Here’s an example of how we can concretely do this, offered by Ian James Kidd (University of Nottingham) and reproduced with permission.

Kidd recently made a count of the gender balance and departmental origin of speakers for the University of Nottingham’s weekly research seminar series (65 speakers in total). While the gender balance was about 50/50 men and women, it turned out the vast majority of speakers (81%) came from the most prestigious UK universities (the so-called Russell Group), and only a small minority of speakers (4%) came from the less prestigious UK newer universities. The Nottingham data also tracked professional rank (so, three criteria – gender, rank, institutional status). This might lead us to think more carefully about the aims of disciplinary and departmental li. What is the purpose of a departmental research seminar? It could be:

(i) getting the department to pay for my old pals to come and visit, giving them a free meal, train ticket, hotel room;

(ii) creating a vibrant departmental research culture where we hear about new work by our disciplinary colleagues

(iii) entrenching inequalities of power and privilege in the discipline by giving lots of exposure, prestige, and epistemic goods to similarly privileged peers, for instance through helping them improve their papers, increasing their chances of being published, with further downstream effects such as dominance in the top journals and epistemic control of the discipline.

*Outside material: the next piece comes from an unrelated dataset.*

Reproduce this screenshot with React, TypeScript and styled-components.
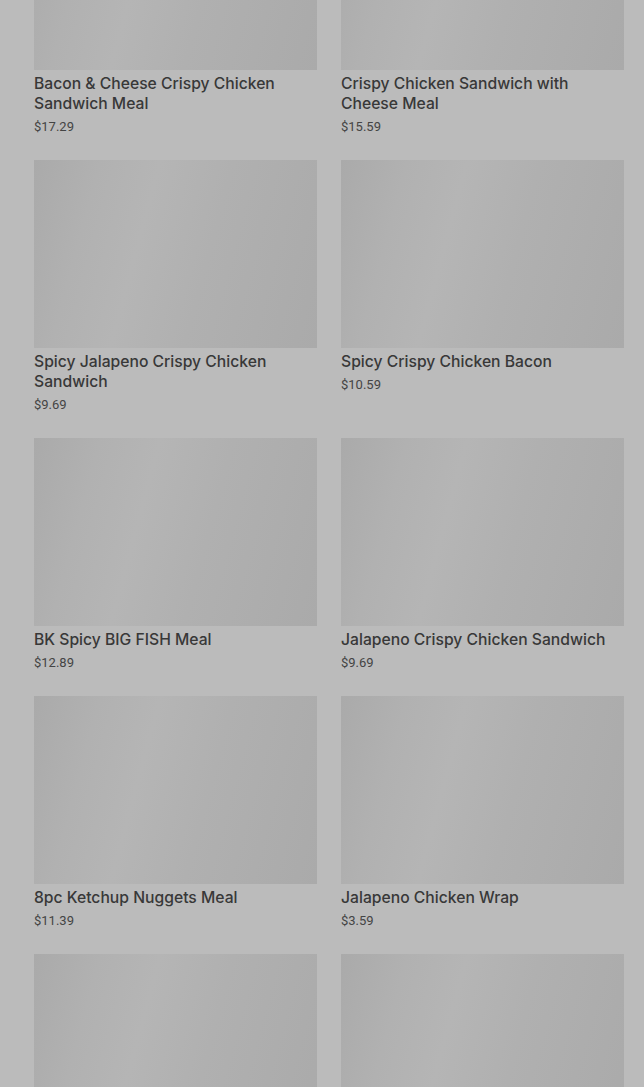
import React, {FC} from "react";
import styled, {createGlobalStyle} from "styled-components";

const GlobalStyle = createGlobalStyle`
  html, body {
    margin: 0;
    padding: 0;
    background: #bbbbbb;
    overflow: hidden;
  }
  body {
    font-family: Inter, Roboto, "Liberation Sans", Arial, sans-serif;
  }
`;

interface MenuItem {
  name: string;
  price: string;
}

const items: MenuItem[] = [
  {name: "Bacon & Cheese Crispy Chicken Sandwich Meal", price: "$17.29"},
  {name: "Crispy Chicken Sandwich with Cheese Meal", price: "$15.59"},
  {name: "Spicy Jalapeno Crispy Chicken Sandwich", price: "$9.69"},
  {name: "Spicy Crispy Chicken Bacon", price: "$10.59"},
  {name: "BK Spicy BIG FISH Meal", price: "$12.89"},
  {name: "Jalapeno Crispy Chicken Sandwich", price: "$9.69"},
  {name: "8pc Ketchup Nuggets Meal", price: "$11.39"},
  {name: "Jalapeno Chicken Wrap", price: "$3.59"},
  {name: "", price: ""},
  {name: "", price: ""},
];

const Page = styled.div`
  height: 1087px;
  overflow: hidden;
  background: #bbbbbb;
`;

const Grid = styled.div`
  display: grid;
  grid-template-columns: 283px 283px;
  column-gap: 24px;
  row-gap: 24px;
  margin-top: -118px;
  padding: 0 20px 0 34px;
`;

const Card = styled.div`
  display: flex;
  flex-direction: column;
`;

const Thumb = styled.div`
  height: 188px;
  background: linear-gradient(105deg, #aaaaaa 0%, #b1b1b1 20%, #b5b5b5 38%, #b0b0b0 60%, #aaaaaa 100%);
`;

const Title = styled.div`
  margin-top: 4px;
  font-size: 15.7px;
  line-height: 20px;
  font-weight: 500;
  color: #383838;
`;

const Price = styled.div`
  margin-top: 4px;
  font-family: Roboto, "Liberation Sans", Arial, sans-serif;
  font-size: 13px;
  line-height: 18px;
  color: #444444;
`;

const ProductCard: FC<{item: MenuItem}> = ({item}) => (
  <Card>
    <Thumb/>
    {item.name && <Title>{item.name}</Title>}
    {item.price && <Price>{item.price}</Price>}
  </Card>
);

export default function App() {
  return (
    <Page>
      <GlobalStyle/>
      <Grid>
        {items.map((item, i) => <ProductCard key={i} item={item}/>)}
      </Grid>
    </Page>
  );
}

(iv) contributing to the cultivation of all members of the discipline – from a variety of departments (prestigious and less prestigious ones) – to do our departmental bit for the vitality of our wider community.

We claim to want to do (ii), and we do, but we also end up doing (i) or (iii). Ultimately, the focus on Confucian benevolence would say we should also do more towards (iv). Thinking about how we can make small changes to benefit the discipline, and by extension, the wider communities in which philosophy departments are situated, is something we will need to do more.

Acknowledgments

Many thanks to Jon Robson, Ian James Kidd, Nathan Nobis, Richard Pettigrew, Kate Norlock, Kevin Schilbrack, Sara Uckelman, and Adriel M. Trott for comments to an earlier version of this piece.

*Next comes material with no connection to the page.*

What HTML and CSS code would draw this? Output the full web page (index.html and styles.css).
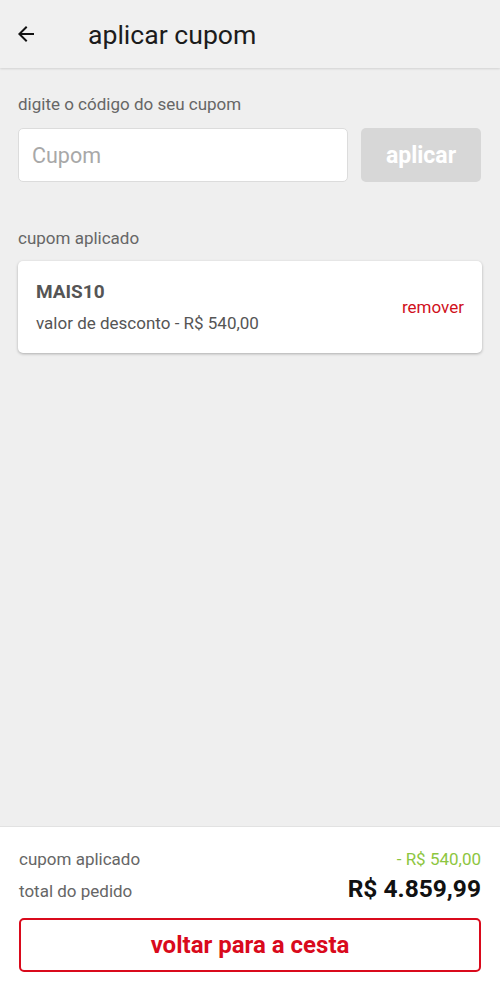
FILE: index.html
```html
<!DOCTYPE html>
<html lang="pt">
<head>
<meta charset="utf-8">
<link rel="stylesheet" href="styles.css">
</head>
<body>
<div class="app">
  <header class="topbar">
    <svg class="back" width="24" height="24" viewBox="0 0 24 24"><path d="M20 11H7.83l5.59-5.59L12 4l-8 8 8 8 1.41-1.41L7.83 13H20v-2z" fill="#111"/></svg>
    <h1 class="title">aplicar cupom</h1>
  </header>
  <main class="content">
    <p class="label">digite o código do seu cupom</p>
    <div class="coupon-form">
      <input class="coupon-input" type="text" placeholder="Cupom">
      <button class="apply-btn">aplicar</button>
    </div>
    <p class="label label-applied">cupom aplicado</p>
    <div class="card">
      <div class="card-info">
        <div class="code">MAIS10</div>
        <div class="discount">valor de desconto - R$ 540,00</div>
      </div>
      <span class="remove">remover</span>
    </div>
  </main>
  <footer class="footer">
    <div class="row">
      <span class="row-label">cupom aplicado</span>
      <span class="row-discount">- R$ 540,00</span>
    </div>
    <div class="row row-total">
      <span class="row-label">total do pedido</span>
      <span class="total">R$ 4.859,99</span>
    </div>
    <button class="back-btn">voltar para a cesta</button>
  </footer>
</div>
</body>
</html>
```
FILE: styles.css
```css
* { box-sizing: border-box; }
html, body { margin: 0; padding: 0; }
body {
  font-family: Roboto, "Noto Sans", sans-serif;
  background: #efefef;
  width: 500px;
  height: 998px;
  overflow: hidden;
}
.app {
  display: flex;
  flex-direction: column;
  height: 998px;
}
.topbar {
  height: 68px;
  flex: none;
  display: flex;
  align-items: center;
  padding-left: 14px;
  background: #f0f0f0;
  box-shadow: 0 1px 2px rgba(0,0,0,0.12);
  position: relative;
  z-index: 1;
}
.back { flex: none; }
.title {
  margin: 0 0 0 50px;
  font-size: 26.6px;
  font-weight: 400;
  color: #1c1c1c;
}
.content {
  flex: 1;
  padding: 0 18px;
}
.label {
  margin: 0;
  font-size: 17px;
  color: #666;
  line-height: 20px;
}
.content .label:first-child { padding-top: 26px; }
.coupon-form {
  display: flex;
  gap: 13px;
  margin-top: 14px;
}
.coupon-input {
  width: 330px;
  height: 54px;
  border: 1px solid #dcdcdc;
  border-radius: 5px;
  background: #fff;
  padding: 0 13px;
  font-family: Roboto, sans-serif;
  font-size: 21.5px;
  color: #333;
  outline: none;
}
.coupon-input::placeholder { color: #a8a8a8; }
.apply-btn {
  flex: 1;
  height: 54px;
  border: none;
  border-radius: 5px;
  background: #d7d7d7;
  color: #fff;
  font-family: Roboto, sans-serif;
  font-size: 23px;
  font-weight: 700;
  padding: 0;
  margin-right: 1px;
}
.content .label-applied { margin-top: 46px; }
.card {
  margin-top: 13px;
  height: 92px;
  width: 464px;
  background: #fff;
  border-radius: 5px;
  box-shadow: 0 1px 3px rgba(0,0,0,0.28);
  display: flex;
  align-items: center;
  justify-content: space-between;
  padding: 0 18px;
}
.code {
  font-size: 19px;
  font-weight: 700;
  color: #555;
  line-height: 22px;
}
.discount {
  margin-top: 10px;
  font-size: 17px;
  color: #555;
  line-height: 20px;
}
.remove {
  color: #d0101b;
  font-size: 17px;
}
.footer {
  flex: none;
  height: 172px;
  background: #fff;
  border-top: 1px solid #e2e2e2;
  padding: 22px 19px 0 19px;
}
.row {
  display: flex;
  justify-content: space-between;
  align-items: baseline;
  height: 24px;
}
.row-label {
  font-size: 17px;
  color: #666;
}
.row-discount {
  font-size: 17px;
  color: #8dc63f;
}
.row-total { margin-top: 1px; height: 28px; }
.total {
  font-size: 24.5px;
  font-weight: 700;
  color: #111;
}
.back-btn {
  margin-top: 16px;
  width: 100%;
  height: 54px;
  background: #fff;
  border: 2px solid #d90a1c;
  border-radius: 5px;
  color: #d90a1c;
  font-family: Roboto, sans-serif;
  font-size: 24px;
  font-weight: 700;
  padding: 0;
}
```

Helen De Cruz is Associate Professor (Senior Lecturer) in Philosophy at Oxford Brookes University in the United Kingdom. Her publications are in empirically-informed philosophy of cognitive science, philosophy of religion, social epistemology, and metaphilosophy. Her overarching research project is an investigation of how humans engage in thinking about abstract domains such as theology, mathematics, and science, what it means for limited, embodied beings like us to think about these topics, and what epistemic conclusions we can draw from this.

6 COMMENTS

  1. Thanks for these suggestions.
    I particularly appreciated the idea of keeping tabs on how inclusive your department’s invitations are for speakers. It’s an easy way to keep track and there is a fairly easy solution as well

  2. This is a terrific post, Helen. I wonder if the idea that myth of strict meritocracy persists in part because we need it to justify (rationalize) claims we make in letters, decisions we make in hiring or conference planning, and so on. And, speaking of letters, I wonder if our collective practice of relying so heavily on letters in hiring is a significant contributor to some of the structural problems you mention and, if so, what can be done to remedy that.

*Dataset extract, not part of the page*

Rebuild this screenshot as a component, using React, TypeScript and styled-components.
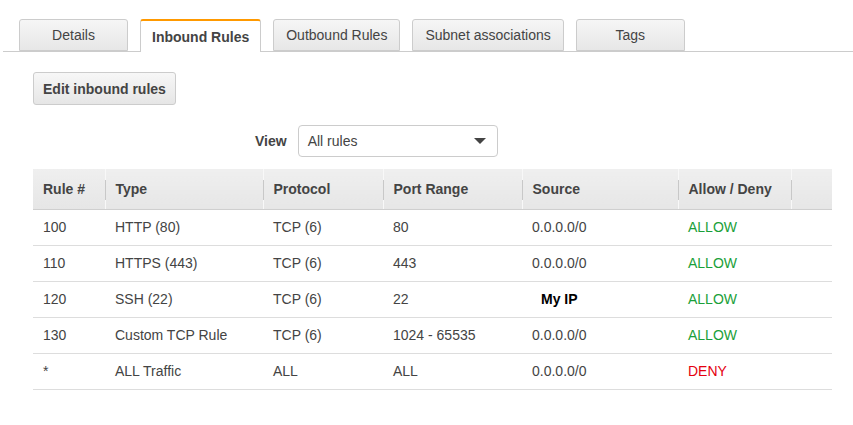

  3. Thank you Mike, I am not as skeptical of letters as some other people (e.g., Mike Huemer), as they can, in the best of cases, bring out certain aspects of a candidate that the candidate cannot articulate themself, but heavy reliance on them is problematic, as is reliance on phone calls. I realise that the community dimension of departments mean we cannot do away with these, but perhaps more focus on letter content and less on how prestigious or famous the letter writer is, which is not under the candidate’s control anywhere.

  4. This is great, Helen, especially your very clear discussion of how seminar series usually perpetuate problems rather than ameliorate them. I’d like to make two points (the first just repeating something you said, as I think it could be easily lost):

    the proportion of non-white philosophers in the UK is very low. My sense is that UK philosophers tend to think ‘oh, but that’s because there are not a lot of non-white people in the UK’. I don’t think people realise that philosophy is almost the worst discipline of any discipline in this regard. The statistics in the document you linked to are very clear, and UK philosophers need to seriously ask themselves: why are we worse than almost any subject in universities with regard to non-white presence? What is it about what we are doing that keeps us so white?
    Ian James Kidd’s efforts on diversity over the years have been welcome and impressive. I hope I can still point out that it is weird that the Nottingham diversity tracking appears to focus on gender, saying nothing about race or ethnic background. That is puzzling because although women are underrepresented in philosophy, non-white people are much more underrepresented. It’s almost as if their invisibility is taken to warrant their invisibility being ignored. I don’t mean this as a criticism of Nottingham, but rather as a suggestion that they (and other departments) do more to resist thinking of diversity in philosophy as almost uniquely a gender issue. That is a very white perspective.

    (It’s possible that Nottingham does record and focus on race/ethnic diversity, and that the document you linked to is only the one that focuses on gender, where there is some other similar one that focuses on race/ethnicity of speakers. I have taken this not to be the case because it is headlined as a report on demographic data (in general) of speakers, and further googling suggests this is it, they track gender of speakers but not race/ethnicity.)

  5. These are all really great suggestions, which can make a real difference in the kindness that colleagues feel in our shared working environments, and things I try myself to do.
    Having said that, I worry that this ‘making small changes oneself’ approach risks placing too much responsibility on individuals for resolving what are deeply entrenched structural problems in our institutions and their reward structures. Helen you make the point well that individuals should not view themselves as responsible for structural problems when it comes to getting oneself hired.
    Without deep-seated structural reform, it has been my observation that the inequalities merely reassert themselves as soon as the kind people are out of the room. The incentives are just too high for elbowing more vulnerable parties aside in order to get ahead (indeed – to even get a job at all) right now.